Konsep rumah lelang ini sangat sederhana bukan semata untuk sebuah eksklusivitas, intinya untuk memperkenalkan karya anak bangsa. “Tidak semua lukisan di sini mahal,” kata Benny.
Banyak keuntungan yang didapat jika membeli lukisan dilelang. Pertama, lukisan sudah diakurasi dengan benar, kami punya tim yang memastikan keaslian sebuah karya. Masterpiece memiliki lima kurator yang sudah tidak diragukan lagi kemampuannya.
Kedua, variasi sangat beragam dan berkualitas dengan harga yang juga kompetitif, karena konsepnya lelang, harga menjadi tidak bisa sembarangan. Kehadirannya juga memudahkan kolektor untuk menambah koleksinya.
Mengenai upaya mengasuransikan sebuah lukisan, menurut Benny, di kalangan masyarakat Indonesia masih menjadi kepentingan yang sangat personal. Tergantung pribadi yang memiliki lukisan tersebut. Meski demikian, Benny menganjurkan setiap lukisan tetap diasuransikan agar tidak terjadi hal yag tidak diinginkan.
Selain memiliki hobi melukis, ayah dari dua orang anak ini juga senang melakukan liburan ke luar negeri. Bahkan saat ini bersama istrinya, dia selalu menyempatkan untuk berkunjung ke Amerika Serikat setidaknya dua kali setahun.

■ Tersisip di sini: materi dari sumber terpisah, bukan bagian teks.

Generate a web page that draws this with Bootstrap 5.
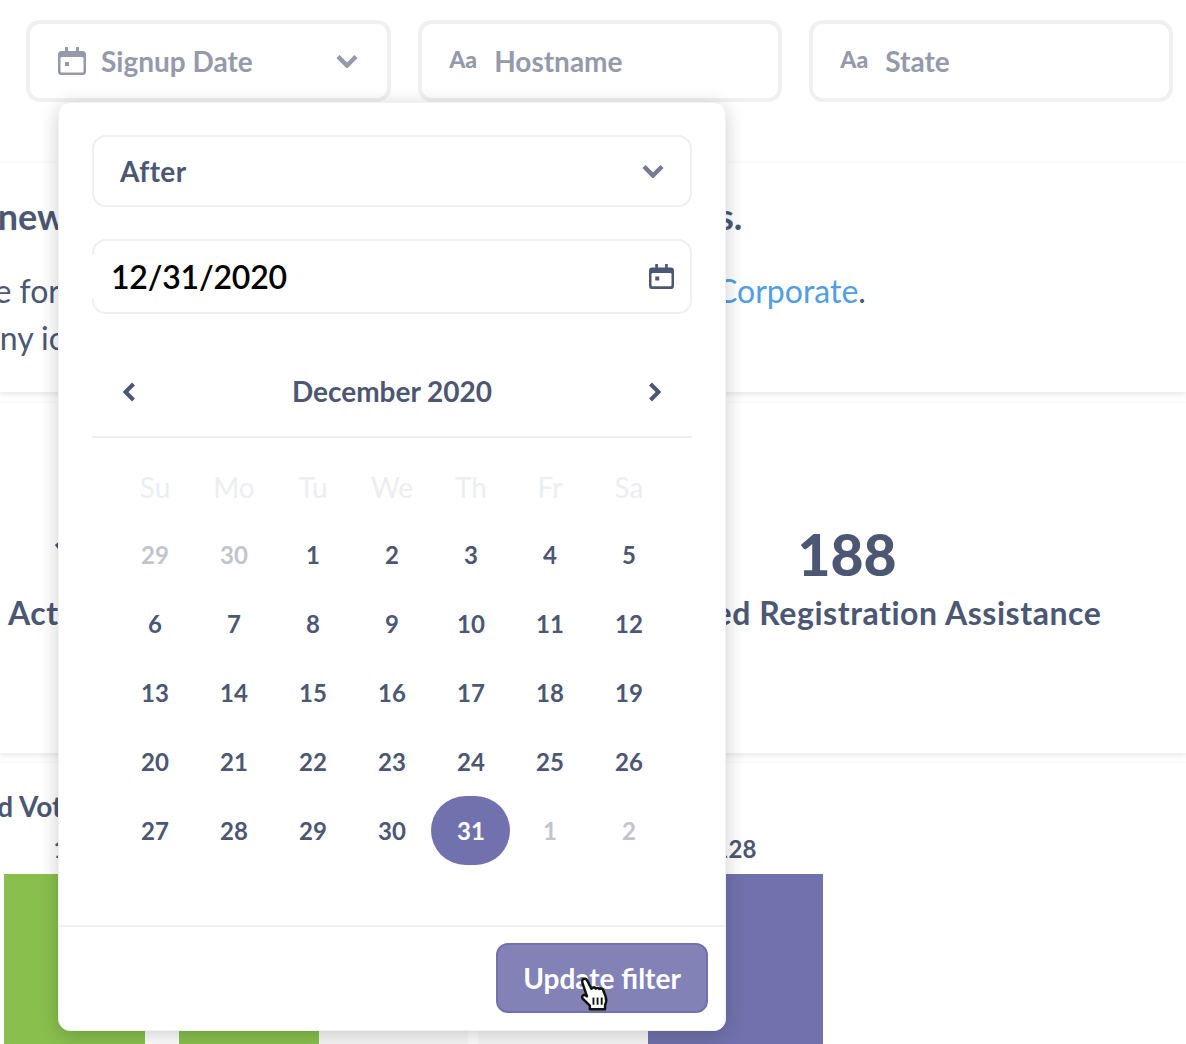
<!DOCTYPE html>
<html lang="en">
<head>
<meta charset="utf-8">
<title>Signup Date filter</title>
<link href="https://cdn.jsdelivr.net/npm/bootstrap@5.3.0/dist/css/bootstrap.min.css" rel="stylesheet">
<style>
html,body{height:1044px;overflow:hidden;background:#fff}
body{font-family:Lato,"Liberation Sans",sans-serif;color:#4c5773;position:relative;-webkit-font-smoothing:antialiased;font-variant-ligatures:none}
.fbar{padding:20px 13px 0 26px;gap:27.5px;height:102px}
.fwidget{flex:1 1 0;height:82px;border:4px solid #f0f0f0;border-radius:14px;color:#949aab;font-size:28px;font-weight:700;padding:0 29px 0 28px;gap:15px}
.fwidget.txt{padding-left:27px;gap:17px}
.aa{font-size:23px;font-weight:900;line-height:1;position:relative;top:-2px;width:28px}
.sect{box-shadow:0 2px 6px rgba(0,0,0,.1);background:#fff}
.s1{margin-top:61px;height:229px;padding-top:31px}
.s2{margin-top:11px;height:350px}
.s3{margin-top:10px;height:300px;position:relative}
.lcell{width:66px;flex:none;justify-content:flex-end;white-space:nowrap;display:flex}
.lcell.w60{width:60px}
.lcell.w64{width:64px}
.lcell.w98{width:100px}
.hline{font-size:36px;font-weight:700;line-height:44px}
.gap1{width:652px;flex:none}
.gap2{width:656px;flex:none}
.pline{font-size:32px;line-height:47px}
.pline.first{margin-top:29px}
.lnk{color:#509ee3;text-decoration:none}
.stats{padding-top:120px}
.stat{text-align:center;flex:none;white-space:nowrap}
.stat.left{width:186px;margin-left:8px}
.stat.right{width:504px;margin-left:401px}
.num{font-size:57px;font-weight:900;line-height:62px}
.lab{font-size:32px;font-weight:700;line-height:40px;margin-top:8px;letter-spacing:.55px}
.stat.left .lab{display:flex;justify-content:flex-start}
.ctitle{font-size:28px;font-weight:700;line-height:30px;padding-top:28px}
.barrow{position:absolute;left:4px;top:69px;display:flex;align-items:stretch;height:231px}
.barcol{display:flex;flex-direction:column;align-items:center;font-size:24px;font-weight:700;flex:none}
.barcol span{display:block;height:42px;line-height:34px}
.barfill{flex:1 1 auto;width:100%}
.gr{background:#88bf4d}
.pu{background:#7172ad}
.ne{background:#f8f8f8}
.b1{width:141px;margin-right:34px}
.b2{width:140px}
.b3{width:149px;margin-right:10px}
.b4{width:170px}
.b5{width:175px}
.pop{position:absolute;left:58px;top:102px;width:668px;height:929px;background:#fff;border:1px solid #f0f2f4;border-radius:12px;box-shadow:0 4px 20px rgba(0,0,0,.2);z-index:5;padding:32px 33px 0;display:flex;flex-direction:column}
.psel{height:72px;border:2px solid #f0f0f0;border-radius:14px;padding:0 26px;font-size:28px;font-weight:700;flex:none}
.psel span{letter-spacing:.4px}
.pdate{height:75px;margin-top:32px;border:2px solid #f0f0f0;border-radius:14px;padding-right:16px;flex:none;overflow:visible}
.dval{align-self:stretch;margin:14px 0;margin-left:-2px;padding-left:19px;background:#fff;color:#000;font-size:32px;font-weight:600;line-height:43px;letter-spacing:-.2px}
.phead{height:92px;margin-top:32px;flex:none;padding:0 30px;border-bottom:2px solid #f0f0f0;font-size:28px;font-weight:700}
.phead svg{position:relative;top:1px}
.calg{display:grid;grid-template-columns:repeat(7,79px);grid-template-rows:67px repeat(5,69px);width:553px;margin:15px 0 0 23px;text-align:center;font-size:24px;font-weight:700;align-items:center;justify-items:center}
.wd{font-size:28px;font-weight:400;color:#eceef2;height:67px;line-height:69px;width:79px;padding-left:1px}
.cday{width:79px;height:69px;line-height:69px;padding-left:1px}
.cday.off{color:#c1c4ce}
.cday.sel{background:#7172ad;color:#fff;border-radius:36px}
.pfoot{position:absolute;left:0;right:0;top:822px;height:105px;border-top:2px solid #f0f0f0;padding:16px 17px 0 0;display:flex;justify-content:flex-end;align-items:flex-start}
.upbtn{width:212px;height:70px;background:#8282b6;border:2px solid #7172ad;border-radius:12px;color:#fff;font-size:28px;font-weight:700;padding:0;line-height:1;font-variant-ligatures:common-ligatures}
.upbtn:hover{background:#8282b6;color:#fff;border-color:#7172ad}
.hand{position:absolute;left:578px;top:977px;z-index:6;pointer-events:none}
</style>
</head>
<body>
<div class="d-flex fbar">
  <div class="fwidget d-flex align-items-center">
    <svg width="28" height="28" viewBox="0 0 28 28" fill="none" class="flex-none"><path d="M7 0h3v4H18V0h3v4h3.5A3.5 3.5 0 0 1 28 7.5v17a3.5 3.5 0 0 1-3.5 3.5h-21A3.5 3.5 0 0 1 0 24.500v-17A3.500 3.500 0 0 1 3.500 4H7z" fill="#949aab"/><rect x="2.500" y="10" width="23" height="15.500" rx="1.500" fill="#fff"/><rect x="7" y="15" width="4" height="4" fill="#949aab"/></svg>
    <span class="flex-grow-1">Signup Date</span>
    <svg width="22" height="14" viewBox="0 0 22 14" fill="none"><path d="M2 2.500l9 9 9-9" stroke="#949aab" stroke-width="4.500"/></svg>
  </div>
  <div class="fwidget txt d-flex align-items-center"><span class="aa">Aa</span><span>Hostname</span></div>
  <div class="fwidget txt d-flex align-items-center"><span class="aa">Aa</span><span>State</span></div>
</div>

<section class="sect s1">
  <div class="d-flex hline"><div class="lcell">See the new</div><div class="gap1"></div><div>s.</div></div>
  <div class="d-flex pline first"><div class="lcell w60">More for</div><div class="gap2"></div><div><a class="lnk" href="#">Corporate</a>.</div></div>
  <div class="d-flex pline"><div class="lcell w64">any ic</div></div>
</section>

<section class="sect s2">
  <div class="d-flex stats">
    <div class="stat left"><div class="num">188</div><div class="lab">Active Voters</div></div>
    <div class="stat right"><div class="num">188</div><div class="lab">Requested Registration Assistance</div></div>
  </div>
</section>

<section class="sect s3">
  <div class="ctitle d-flex"><div class="lcell w98">Registered Voters</div></div>
  <div class="barrow">
    <div class="barcol b1"><span>128</span><div class="barfill gr"></div></div>
    <div class="barcol b2"><span>128</span><div class="barfill gr"></div></div>
    <div class="barcol b3"><span>&nbsp;</span><div class="barfill ne"></div></div>
    <div class="barcol b4"><span>&nbsp;</span><div class="barfill ne"></div></div>
    <div class="barcol b5"><span>128</span><div class="barfill pu"></div></div>
  </div>
</section>

<div class="pop">
  <div class="psel d-flex align-items-center justify-content-between"><span>After</span>
    <svg width="22" height="14" viewBox="0 0 22 14" fill="none"><path d="M2 2.500l9 9 9-9" stroke="#767c90" stroke-width="4.500"/></svg>
  </div>
  <div class="pdate d-flex align-items-center justify-content-between">
    <div class="dval">12/31/2020</div>
    <svg width="25" height="25" viewBox="0 0 28 28" fill="none"><path d="M7 0h3v4H18V0h3v4h3.500A3.500 3.500 0 0 1 28 7.500v17a3.500 3.500 0 0 1-3.500 3.500h-21A3.500 3.500 0 0 1 0 24.500v-17A3.500 3.500 0 0 1 3.500 4H7z" fill="#4c5773"/><rect x="2.800" y="10" width="22.400" height="15" rx="1.500" fill="#fff"/><rect x="7" y="14" width="4.500" height="4.500" fill="#4c5773"/></svg>
  </div>
  <div class="phead d-flex align-items-center justify-content-between">
    <svg width="14" height="20" viewBox="0 0 14 20" fill="none"><path d="M11.500 2L3.500 10l8 8" stroke="#4c5773" stroke-width="4"/></svg>
    <span>December 2020</span>
    <svg width="14" height="20" viewBox="0 0 14 20" fill="none"><path d="M2.500 2l8 8-8 8" stroke="#4c5773" stroke-width="4"/></svg>
  </div>
  <div class="calg">
    <div class="wd">Su</div><div class="wd">Mo</div><div class="wd">Tu</div><div class="wd">We</div><div class="wd">Th</div><div class="wd">Fr</div><div class="wd">Sa</div>
    <div class="cday off">29</div><div class="cday off">30</div><div class="cday">1</div><div class="cday">2</div><div class="cday">3</div><div class="cday">4</div><div class="cday">5</div>
    <div class="cday">6</div><div class="cday">7</div><div class="cday">8</div><div class="cday">9</div><div class="cday">10</div><div class="cday">11</div><div class="cday">12</div>
    <div class="cday">13</div><div class="cday">14</div><div class="cday">15</div><div class="cday">16</div><div class="cday">17</div><div class="cday">18</div><div class="cday">19</div>
    <div class="cday">20</div><div class="cday">21</div><div class="cday">22</div><div class="cday">23</div><div class="cday">24</div><div class="cday">25</div><div class="cday">26</div>
    <div class="cday">27</div><div class="cday">28</div><div class="cday">29</div><div class="cday">30</div><div class="cday sel">31</div><div class="cday off">1</div><div class="cday off">2</div>
  </div>
  <div class="pfoot"><button type="button" class="btn upbtn">Update filter</button></div>
</div>

<svg class="hand" width="34" height="37" viewBox="0 0 32 36"><path d="M4 2.500c1.500-1.500 3.500-.8 4.500 1l4 8 1-1c1.500-.8 2.700-.2 3.300.8 1-1 2.800-.8 3.500.4 1.200-.8 2.800-.5 3.500.7l2.500 6.500c1 3 .8 6-.5 8.500v4H11v-3.500L4 21c-1-1.300-.5-3 1-3.500 1.200-.3 2.300.3 3.200 1.300L4 6.500c-.6-1.500-.7-3 0-4z" fill="#fff" stroke="#111" stroke-width="2.400" stroke-linejoin="round"/><path d="M14.500 20v7M18.500 20v7M22.500 20v7" stroke="#111" stroke-width="1.800"/></svg>
<script src="https://cdn.jsdelivr.net/npm/bootstrap@5.3.0/dist/js/bootstrap.bundle.min.js"></script>
</body>
</html>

Kedua anak Benny tengah menempuh pendidikan tinggi di The Ohio State University. Anak pertama bernama Kevin mengambil jurusan marketing dan kedua, Rendy yang mengambil jurusan finance. “Enggak ada yang ikut Bapaknya,” kata Benny tertawa.
Sikap kekeluargaan Benny juga ia terapkan pada karyawannya di Masterpiece. Dia menganggap seluruh karyawan adalah keluarga, meskipun tetap ada tuntutan professional. Jika ada tanggung jawab para karyawan harus professional, tetapi ketika ada masalah bisa dibicarakan secara kekeluargaan.
Ke depan target Masterpiece masih pada tujuan awalnya yakni memperkenalkan lebih banyak lagi lukisan-lukisan karya anak bangsa pada dunia. Masterpiece juga kerap mendapat tawaran dari luar negeri untuk mempromoskan karya mereka di sini.